Para além disso, mais no geral, a aposta em tecnologias inteligentes de gestão de tráfego (exemplo: semáforos a funcionar em função dos fluxos de tráfego de cada momento), a disponibilização de Internet universal e gratuita para os veículos poderem aceder automaticamente às plataformas de informação de tráfego e a implementação de carreiras de autocarros com capacidade de mudar de rota em função da procura, tudo isso, podem ser já medidas a tomar na direção da introdução de conceitos inerentes à mobilidade autónoma.

De notar que os veículos autónomos partilhados se baseiam muito nos conceitos da economia partilhada, hoje tão divulgada por exemplo através da Airbnb e da Uber, associada a plataformas digitais on-demand. Desta forma, o hábito de por via de uma app se resolver o desafio de deslocação entre dois pontos usando um meio de transporte partilhado já está a ser felizmente interiorizado em especial pelos mais novos, e a aderência das pessoas à mobilidade autónoma é um dos principais desafios a ultrapassar.

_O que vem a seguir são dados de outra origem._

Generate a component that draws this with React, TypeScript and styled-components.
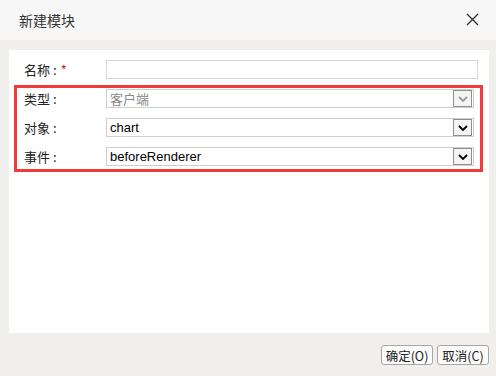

Lisboa tem aqui uma oportunidade única para mudar para melhor, introduzindo aos poucos e com as pessoas soluções que se vão traduzir em benefícios económicos e sociais de relevância indiscutível. Se assim o decidirmos, a tecnologia de mobilidade autónoma permitirá termos no futuro uma cidade menos poluída, gastarmos muito menos recursos nas deslocações e termos de volta as ruas para nelas podermos conviver, e a distância para esse futuro depende das nossas decisões presentes, que devem ser amplamente debatidas no âmbito das próximas eleições autárquicas.